When it comes to open source software like Drupal, I don't like the "you're doing it wrong" answer. I would rather hear, "it should be able to do that, and if it can't let's change it." And that my friend is no longer the Drupal way.

Dave Cohen's picture

I finally figured out a snippet to do this, below. Just change the 'field_images' to whatever field name you set up.

<?php
   
// Given a node, find an image URL.
   
if ($images = field_get_items('node', $node, 'field_images')) {
      if (
$file = file_load($images[0]['fid'])) {
        if (
$url = file_create_url($file->uri)) {
         
$pic_path = $url// This is the URL for the image.
       
}
      }
    }
?>

Although I said this on my blog, in my opinion ;) forming an opinion on a rather challenging technical issue is not an opinion.
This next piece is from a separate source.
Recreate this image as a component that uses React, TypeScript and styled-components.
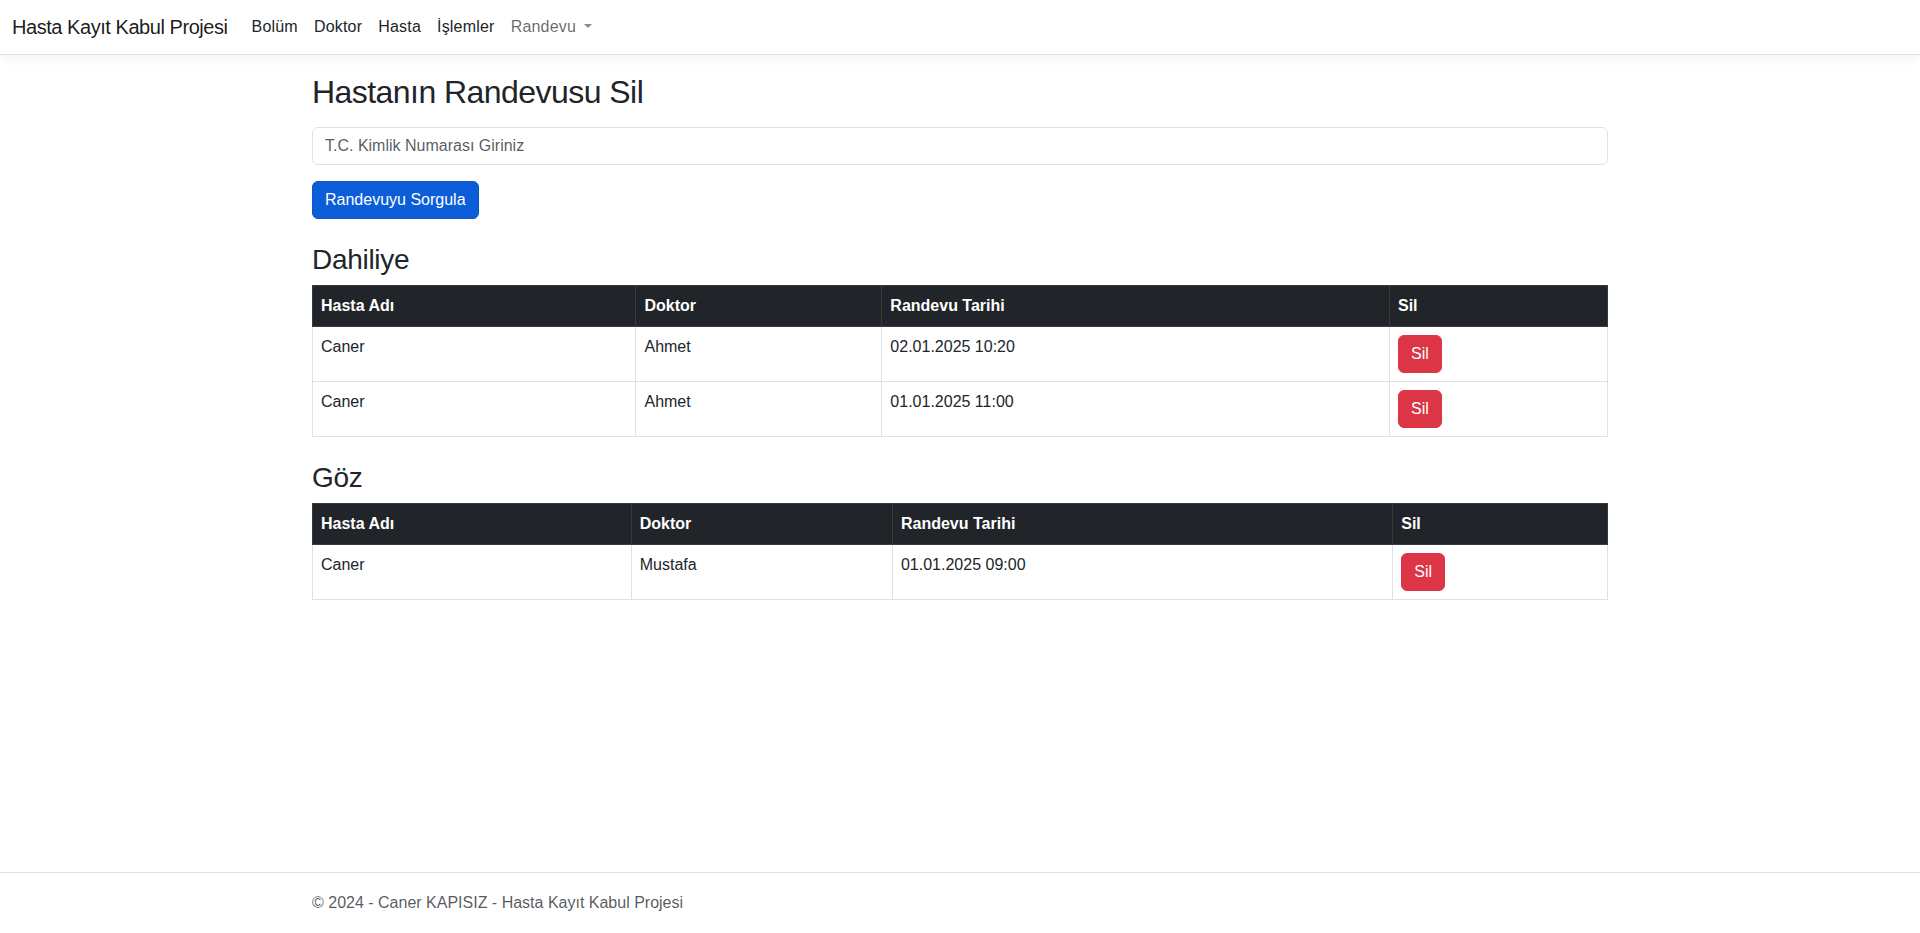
import styled, { createGlobalStyle } from "styled-components";

const GlobalStyle = createGlobalStyle`
  *, *::before, *::after {
    box-sizing: border-box;
  }
  html, body {
    margin: 0;
    padding: 0;
    background-color: #fff;
  }
  body {
    font-family: "Liberation Sans", Arial, sans-serif;
    font-size: 16px;
    line-height: 1.5;
    color: #212529;
  }
`;

const Page = styled.div`
  display: flex;
  flex-direction: column;
  min-height: 100vh;
`;

const Navbar = styled.nav`
  display: flex;
  align-items: center;
  padding: 7px 12px;
  background-color: #fff;
  border-bottom: 1px solid #dee2e6;
  box-shadow: 0 4px 12px rgba(0, 0, 0, 0.05);
  margin-bottom: 18px;
`;

const Brand = styled.a`
  font-size: 20px;
  line-height: 30px;
  letter-spacing: -0.45px;
  padding: 5px 0;
  margin-right: 16px;
  color: rgba(0, 0, 0, 0.9);
  text-decoration: none;
  white-space: nowrap;
`;

const NavList = styled.ul`
  display: flex;
  list-style: none;
  margin: 0;
  padding: 0;
  flex-grow: 1;
`;

const NavLink = styled.a<{ $muted?: boolean }>`
  display: block;
  padding: 8px;
  line-height: 24px;
  letter-spacing: 0.2px;
  color: ${(p) => (p.$muted ? "rgba(0, 0, 0, 0.6)" : "#212529")};
  text-decoration: none;
`;

const Caret = styled.span`
  display: inline-block;
  margin-left: 8px;
  vertical-align: 4px;
  border-top: 4.8px solid rgba(0, 0, 0, 0.45);
  border-left: 4.8px solid transparent;
  border-right: 4.8px solid transparent;
`;

const Container = styled.div`
  width: 100%;
  max-width: 1320px;
  margin: 0 auto;
  padding: 0 12px;
`;

const Main = styled.main`
  flex: 1;
  padding-bottom: 16px;
`;

const Title = styled.h2`
  font-size: 32px;
  font-weight: 500;
  line-height: 1.2;
  letter-spacing: -0.55px;
  margin: 0 0 16px;
`;

const Input = styled.input`
  display: block;
  width: 100%;
  height: 38px;
  padding: 6px 12px;
  font-family: inherit;
  font-size: 16px;
  color: #212529;
  border: 1px solid #dee2e6;
  border-radius: 6px;
  margin-bottom: 16px;
  outline: none;

  &::placeholder {
    color: rgba(33, 37, 41, 0.75);
  }
`;

const Button = styled.button<{ $variant: "primary" | "danger" }>`
  display: inline-block;
  padding: 6px 12px;
  font-family: inherit;
  font-size: 16px;
  line-height: 24px;
  color: #fff;
  border-radius: 6px;
  cursor: pointer;
  background-color: ${(p) => (p.$variant === "primary" ? "#0b5ed7" : "#dc3545")};
  border: 1px solid ${(p) => (p.$variant === "primary" ? "#0a58ca" : "#dc3545")};
`;

const Section = styled.section`
  margin-top: 24px;
`;

const SectionTitle = styled.h3`
  font-size: 28px;
  font-weight: 500;
  line-height: 1.2;
  letter-spacing: -0.3px;
  margin: 0 0 8px;
`;

const Table = styled.table`
  width: 100%;
  border-collapse: collapse;
  margin-bottom: 16px;
  border: 1px solid #dee2e6;
`;

const Th = styled.th`
  text-align: left;
  vertical-align: top;
  font-weight: 700;
  padding: 8px;
  color: #fff;
  background-color: #212529;
  border: 1px solid #373b3e;
`;

const Td = styled.td`
  vertical-align: top;
  padding: 8px;
  border: 1px solid #dee2e6;
`;

const Footer = styled.footer`
  border-top: 1px solid #dee2e6;
  line-height: 60px;
  white-space: nowrap;
  color: rgba(33, 37, 41, 0.75);
`;

interface Appointment {
  patient: string;
  doctor: string;
  date: string;
}

const departments: { name: string; items: Appointment[] }[] = [
  {
    name: "Dahiliye",
    items: [
      { patient: "Caner", doctor: "Ahmet", date: "02.01.2025 10:20" },
      { patient: "Caner", doctor: "Ahmet", date: "01.01.2025 11:00" },
    ],
  },
  {
    name: "Göz",
    items: [{ patient: "Caner", doctor: "Mustafa", date: "01.01.2025 09:00" }],
  },
];

const navItems = ["Bolüm", "Doktor", "Hasta", "İşlemler"];

const App = () => {
  return (
    <Page>
      <GlobalStyle />
      <header>
        <Navbar>
          <Brand href="#">Hasta Kayıt Kabul Projesi</Brand>
          <NavList>
            {navItems.map((item) => (
              <li key={item}>
                <NavLink href="#">{item}</NavLink>
              </li>
            ))}
            <li>
              <NavLink href="#" $muted>
                Randevu
                <Caret />
              </NavLink>
            </li>
          </NavList>
        </Navbar>
      </header>
      <Main>
        <Container>
          <Title>Hastanın Randevusu Sil</Title>
          <form onSubmit={(e) => e.preventDefault()}>
            <Input placeholder="T.C. Kimlik Numarası Giriniz" />
            <Button $variant="primary" type="submit">
              Randevuyu Sorgula
            </Button>
          </form>
          {departments.map((dep) => (
            <Section key={dep.name}>
              <SectionTitle>{dep.name}</SectionTitle>
              <Table>
                <thead>
                  <tr>
                    <Th>Hasta Adı</Th>
                    <Th>Doktor</Th>
                    <Th>Randevu Tarihi</Th>
                    <Th>Sil</Th>
                  </tr>
                </thead>
                <tbody>
                  {dep.items.map((a, i) => (
                    <tr key={i}>
                      <Td>{a.patient}</Td>
                      <Td>{a.doctor}</Td>
                      <Td>{a.date}</Td>
                      <Td>
                        <Button $variant="danger">Sil</Button>
                      </Td>
                    </tr>
                  ))}
                </tbody>
              </Table>
            </Section>
          ))}
        </Container>
      </Main>
      <Footer>
        <Container>© 2024 - Caner KAPISIZ - Hasta Kayıt Kabul Projesi</Container>
      </Footer>
    </Page>
  );
};

export default App;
This belongs to the core queue and the core queue alone. See the comment on my blog for more.

> As for the other rant, Let's say my node has an image field. Now, show me a snippet of code that returns the URL of the image.

Certainly. Write a little formatter module which merely emits that URL. If you look into image_field_formatter_view it's fairly trivial to see which parts need copying to have the URI and then use #theme link. Then, you can run field_view_field and render the results. You could obviously do a lot less clean ways -- call file_load_multiple with the file ids stored in the file, call file_create_url on the results. So... what's your problem?